= Phase splitter =

A BJT phase splitter

A phase splitter is a device that separates a signal into multiple phases (or polarities).

The term is most often applied to amplifiers that produce two "balanced" voltage outputs: of equal amplitude but opposite polarity (i.e. 180 degrees phase difference), but sometimes is used to refer to the generation of quadrature signals (i.e. differing by 90 degrees). The term is not used for logic circuits producing complementary outputs, nor applied to differential amplifiers that have balanced inputs and outputs.

== Methods ==
- using a unity gain inverting amplifier to provide an inverted copy of its input signal;
- a split-load amplifier (also known as a "cathodyne" or "concertina phase splitter", especially in the context of vacuum tube implementations); a transistor implementation is shown in the diagram;
- a differential pair amplifier can form a phase splitter in two ways:
  - if the shared emitter (or cathode or source, for triode vacuum tubes or FETs respectively) connection is fed from something approximating a constant current sink (for example, a relatively large value resistor with a significant voltage drop, i.e. a long-tailed pair) then only one input (base, grid or gate) need be driven with signal; the shared connection will vary in voltage with half the amplitude of the input, becoming an input to the second device (which acts as a common-base (or common-grid or common-gate) amplifier). The sum of the currents in each of the collectors (or anodes or drains) will be almost constant, hence an increase in one will be matched by an equal decrease in the other, giving rise to equal, but opposite phase, voltages on the outputs. This technique was first described by O.H. Schmitt.
  - if the shared emitter (or cathode or source) resistor is relatively small, total current will vary with signal, and the signal will not be evenly split across both outputs, so a fraction of the first device's output will have to be fed to the second device's base or grid or gate to balance the amplitudes at the two outputs.
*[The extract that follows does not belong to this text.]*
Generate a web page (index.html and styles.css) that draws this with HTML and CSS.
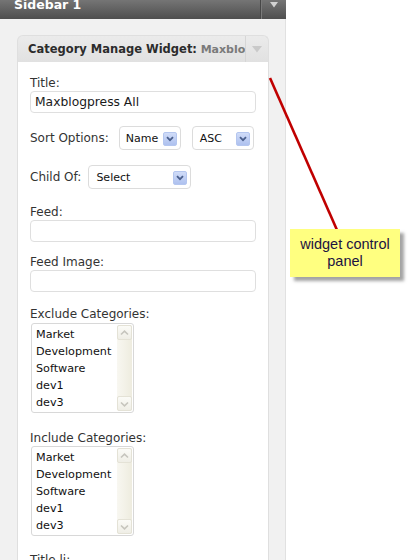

Effectively, the second device is acting now as an inverting unity-gain amplifier.
- A transformer with two equal secondary windings can be used (often with an amplifier stage to drive the primary).

== Uses ==
- driving an amplifier in a balanced topology, such as push-pull or H bridge.
- driving balanced transmission lines or balanced audio cables;
- supplying voltages in an oscilloscope to pairs of deflection plates in the CRT;
- producing anti-phase signals used in some filter designs, such as all-pass filters to approximate quadrature signals used in SSB signal generation or old quadraphonic decoders.